Carry none of the pictures over; set down the material below exactly.

[COLLECTED DATA start]

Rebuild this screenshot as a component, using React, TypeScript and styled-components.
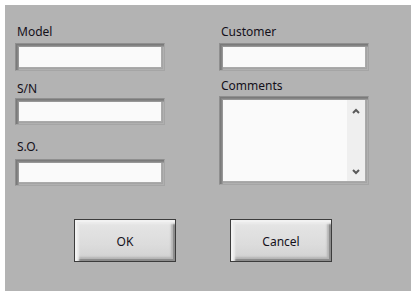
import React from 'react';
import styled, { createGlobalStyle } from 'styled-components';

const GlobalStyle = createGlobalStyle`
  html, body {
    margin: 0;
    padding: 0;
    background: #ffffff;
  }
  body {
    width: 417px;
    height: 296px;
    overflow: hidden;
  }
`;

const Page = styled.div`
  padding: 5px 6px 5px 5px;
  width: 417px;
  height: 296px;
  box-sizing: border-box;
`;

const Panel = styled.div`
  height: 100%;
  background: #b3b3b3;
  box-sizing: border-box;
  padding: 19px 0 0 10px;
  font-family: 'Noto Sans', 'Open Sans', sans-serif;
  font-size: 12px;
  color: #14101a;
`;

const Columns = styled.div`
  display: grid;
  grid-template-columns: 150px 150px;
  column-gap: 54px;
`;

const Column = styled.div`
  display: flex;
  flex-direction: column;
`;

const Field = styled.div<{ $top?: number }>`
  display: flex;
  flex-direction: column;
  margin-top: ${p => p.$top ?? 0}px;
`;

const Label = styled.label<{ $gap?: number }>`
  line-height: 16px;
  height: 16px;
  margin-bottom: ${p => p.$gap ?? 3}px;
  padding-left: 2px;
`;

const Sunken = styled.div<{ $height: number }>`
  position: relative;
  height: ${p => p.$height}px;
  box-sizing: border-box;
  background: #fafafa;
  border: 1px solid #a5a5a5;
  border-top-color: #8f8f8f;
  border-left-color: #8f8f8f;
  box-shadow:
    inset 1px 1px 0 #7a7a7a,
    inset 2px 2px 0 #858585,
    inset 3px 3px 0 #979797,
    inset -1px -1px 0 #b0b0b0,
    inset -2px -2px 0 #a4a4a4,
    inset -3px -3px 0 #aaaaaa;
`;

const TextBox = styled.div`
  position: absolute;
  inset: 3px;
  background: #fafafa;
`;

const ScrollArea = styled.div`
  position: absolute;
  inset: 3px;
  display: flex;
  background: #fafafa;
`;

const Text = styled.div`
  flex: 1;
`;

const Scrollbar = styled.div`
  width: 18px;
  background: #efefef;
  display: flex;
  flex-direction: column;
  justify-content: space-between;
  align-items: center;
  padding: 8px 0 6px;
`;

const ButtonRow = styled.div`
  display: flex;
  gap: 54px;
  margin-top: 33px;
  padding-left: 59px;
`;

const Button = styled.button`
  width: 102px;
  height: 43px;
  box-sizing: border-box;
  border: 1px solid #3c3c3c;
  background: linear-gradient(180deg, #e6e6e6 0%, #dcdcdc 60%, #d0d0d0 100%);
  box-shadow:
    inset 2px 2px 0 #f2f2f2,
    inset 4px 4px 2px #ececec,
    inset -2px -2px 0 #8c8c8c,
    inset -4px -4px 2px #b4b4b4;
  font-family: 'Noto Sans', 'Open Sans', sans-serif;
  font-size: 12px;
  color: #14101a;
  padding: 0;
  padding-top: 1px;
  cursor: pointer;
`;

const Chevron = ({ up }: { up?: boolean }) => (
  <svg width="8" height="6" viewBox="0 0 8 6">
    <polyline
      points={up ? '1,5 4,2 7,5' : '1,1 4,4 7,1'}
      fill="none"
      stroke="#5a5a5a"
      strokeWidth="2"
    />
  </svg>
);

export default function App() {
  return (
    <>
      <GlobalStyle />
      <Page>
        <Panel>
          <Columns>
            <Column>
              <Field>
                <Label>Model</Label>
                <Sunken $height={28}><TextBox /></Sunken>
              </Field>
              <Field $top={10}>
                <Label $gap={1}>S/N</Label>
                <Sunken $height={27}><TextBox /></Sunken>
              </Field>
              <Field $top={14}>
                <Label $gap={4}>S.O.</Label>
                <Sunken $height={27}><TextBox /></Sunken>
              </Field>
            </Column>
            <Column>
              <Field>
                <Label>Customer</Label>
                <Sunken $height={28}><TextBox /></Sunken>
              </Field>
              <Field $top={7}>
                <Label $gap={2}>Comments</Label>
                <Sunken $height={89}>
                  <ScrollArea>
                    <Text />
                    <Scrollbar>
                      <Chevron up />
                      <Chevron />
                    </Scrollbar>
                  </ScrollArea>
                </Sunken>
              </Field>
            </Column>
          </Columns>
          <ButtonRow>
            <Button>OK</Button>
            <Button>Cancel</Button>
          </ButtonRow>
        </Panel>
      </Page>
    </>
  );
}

[COLLECTED DATA end]

**OUTPUT OF THE EXERCISE:**
Rebuild this screenshot as a component, using React, TypeScript and styled-components.
import React from 'react';
import styled, { createGlobalStyle } from 'styled-components';

const GlobalStyle = createGlobalStyle`
  html, body {
    margin: 0;
    padding: 0;
    background: #ffffff;
  }
  body {
    width: 417px;
    height: 296px;
    overflow: hidden;
  }
`;

const Page = styled.div`
  padding: 5px 6px 5px 5px;
  width: 417px;
  height: 296px;
  box-sizing: border-box;
`;

const Panel = styled.div`
  height: 100%;
  background: #b3b3b3;
  box-sizing: border-box;
  padding: 19px 0 0 10px;
  font-family: 'Noto Sans', 'Open Sans', sans-serif;
  font-size: 12px;
  color: #14101a;
`;

const Columns = styled.div`
  display: grid;
  grid-template-columns: 150px 150px;
  column-gap: 54px;
`;

const Column = styled.div`
  display: flex;
  flex-direction: column;
`;

const Field = styled.div<{ $top?: number }>`
  display: flex;
  flex-direction: column;
  margin-top: ${p => p.$top ?? 0}px;
`;

const Label = styled.label<{ $gap?: number }>`
  line-height: 16px;
  height: 16px;
  margin-bottom: ${p => p.$gap ?? 3}px;
  padding-left: 2px;
`;

const Sunken = styled.div<{ $height: number }>`
  position: relative;
  height: ${p => p.$height}px;
  box-sizing: border-box;
  background: #fafafa;
  border: 1px solid #a5a5a5;
  border-top-color: #8f8f8f;
  border-left-color: #8f8f8f;
  box-shadow:
    inset 1px 1px 0 #7a7a7a,
    inset 2px 2px 0 #858585,
    inset 3px 3px 0 #979797,
    inset -1px -1px 0 #b0b0b0,
    inset -2px -2px 0 #a4a4a4,
    inset -3px -3px 0 #aaaaaa;
`;

const TextBox = styled.div`
  position: absolute;
  inset: 3px;
  background: #fafafa;
`;

const ScrollArea = styled.div`
  position: absolute;
  inset: 3px;
  display: flex;
  background: #fafafa;
`;

const Text = styled.div`
  flex: 1;
`;

const Scrollbar = styled.div`
  width: 18px;
  background: #efefef;
  display: flex;
  flex-direction: column;
  justify-content: space-between;
  align-items: center;
  padding: 8px 0 6px;
`;

const ButtonRow = styled.div`
  display: flex;
  gap: 54px;
  margin-top: 33px;
  padding-left: 59px;
`;

const Button = styled.button`
  width: 102px;
  height: 43px;
  box-sizing: border-box;
  border: 1px solid #3c3c3c;
  background: linear-gradient(180deg, #e6e6e6 0%, #dcdcdc 60%, #d0d0d0 100%);
  box-shadow:
    inset 2px 2px 0 #f2f2f2,
    inset 4px 4px 2px #ececec,
    inset -2px -2px 0 #8c8c8c,
    inset -4px -4px 2px #b4b4b4;
  font-family: 'Noto Sans', 'Open Sans', sans-serif;
  font-size: 12px;
  color: #14101a;
  padding: 0;
  padding-top: 1px;
  cursor: pointer;
`;

const Chevron = ({ up }: { up?: boolean }) => (
  <svg width="8" height="6" viewBox="0 0 8 6">
    <polyline
      points={up ? '1,5 4,2 7,5' : '1,1 4,4 7,1'}
      fill="none"
      stroke="#5a5a5a"
      strokeWidth="2"
    />
  </svg>
);

export default function App() {
  return (
    <>
      <GlobalStyle />
      <Page>
        <Panel>
          <Columns>
            <Column>
              <Field>
                <Label>Model</Label>
                <Sunken $height={28}><TextBox /></Sunken>
              </Field>
              <Field $top={10}>
                <Label $gap={1}>S/N</Label>
                <Sunken $height={27}><TextBox /></Sunken>
              </Field>
              <Field $top={14}>
                <Label $gap={4}>S.O.</Label>
                <Sunken $height={27}><TextBox /></Sunken>
              </Field>
            </Column>
            <Column>
              <Field>
                <Label>Customer</Label>
                <Sunken $height={28}><TextBox /></Sunken>
              </Field>
              <Field $top={7}>
                <Label $gap={2}>Comments</Label>
                <Sunken $height={89}>
                  <ScrollArea>
                    <Text />
                    <Scrollbar>
                      <Chevron up />
                      <Chevron />
                    </Scrollbar>
                  </ScrollArea>
                </Sunken>
              </Field>
            </Column>
          </Columns>
          <ButtonRow>
            <Button>OK</Button>
            <Button>Cancel</Button>
          </ButtonRow>
        </Panel>
      </Page>
    </>
  );
}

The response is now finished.